Task to complete: Lines containing the word "with" should be extracted in full.

Recorded data:
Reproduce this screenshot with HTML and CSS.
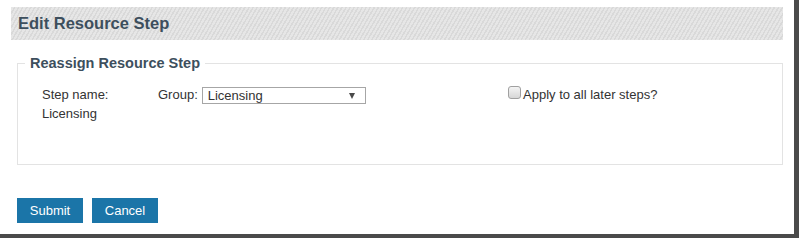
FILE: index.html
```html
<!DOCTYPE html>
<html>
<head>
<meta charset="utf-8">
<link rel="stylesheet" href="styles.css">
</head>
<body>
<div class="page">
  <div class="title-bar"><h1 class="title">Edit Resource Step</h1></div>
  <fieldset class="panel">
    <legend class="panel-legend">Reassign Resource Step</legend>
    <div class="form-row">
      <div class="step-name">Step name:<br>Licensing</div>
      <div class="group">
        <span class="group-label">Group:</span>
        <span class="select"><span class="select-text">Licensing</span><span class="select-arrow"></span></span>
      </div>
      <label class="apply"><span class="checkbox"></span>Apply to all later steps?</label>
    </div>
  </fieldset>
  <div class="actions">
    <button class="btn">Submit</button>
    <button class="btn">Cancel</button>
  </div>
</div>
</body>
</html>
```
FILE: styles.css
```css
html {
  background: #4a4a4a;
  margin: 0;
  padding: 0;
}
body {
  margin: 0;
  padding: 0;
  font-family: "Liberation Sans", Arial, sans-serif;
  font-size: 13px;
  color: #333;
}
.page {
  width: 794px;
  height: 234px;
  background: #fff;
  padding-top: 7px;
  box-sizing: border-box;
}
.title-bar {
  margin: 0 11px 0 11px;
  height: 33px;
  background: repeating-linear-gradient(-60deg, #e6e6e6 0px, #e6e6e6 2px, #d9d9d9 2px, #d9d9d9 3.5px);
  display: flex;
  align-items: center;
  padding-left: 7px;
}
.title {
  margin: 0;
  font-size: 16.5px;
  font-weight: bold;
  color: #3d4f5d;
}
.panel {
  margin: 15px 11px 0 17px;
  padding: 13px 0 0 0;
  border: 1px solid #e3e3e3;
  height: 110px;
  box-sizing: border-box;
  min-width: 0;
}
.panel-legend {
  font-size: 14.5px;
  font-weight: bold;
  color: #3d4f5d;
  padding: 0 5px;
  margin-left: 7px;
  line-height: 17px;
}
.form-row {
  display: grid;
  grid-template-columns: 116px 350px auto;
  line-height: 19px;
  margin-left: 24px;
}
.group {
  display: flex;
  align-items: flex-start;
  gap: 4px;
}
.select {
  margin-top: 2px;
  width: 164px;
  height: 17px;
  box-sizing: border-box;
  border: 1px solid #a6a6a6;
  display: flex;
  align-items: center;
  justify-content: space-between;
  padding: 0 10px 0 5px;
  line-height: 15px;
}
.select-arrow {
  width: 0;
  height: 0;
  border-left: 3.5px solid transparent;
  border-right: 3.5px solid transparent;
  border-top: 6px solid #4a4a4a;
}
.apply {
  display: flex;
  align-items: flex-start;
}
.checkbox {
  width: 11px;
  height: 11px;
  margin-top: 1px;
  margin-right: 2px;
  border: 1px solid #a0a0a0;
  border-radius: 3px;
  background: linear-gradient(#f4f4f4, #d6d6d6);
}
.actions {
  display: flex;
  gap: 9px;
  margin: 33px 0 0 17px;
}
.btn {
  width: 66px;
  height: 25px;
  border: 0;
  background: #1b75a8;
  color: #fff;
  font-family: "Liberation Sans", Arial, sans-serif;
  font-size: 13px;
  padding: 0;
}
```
--
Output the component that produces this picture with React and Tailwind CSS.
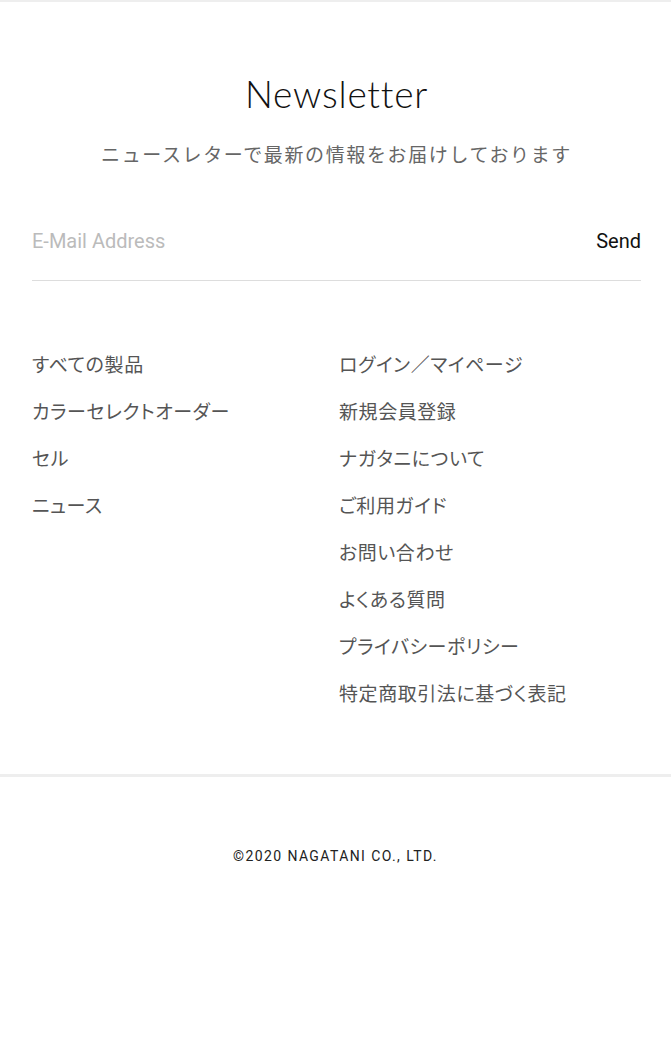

Problem solution:
Reproduce this screenshot with HTML and CSS.
Output the component that produces this picture with React and Tailwind CSS.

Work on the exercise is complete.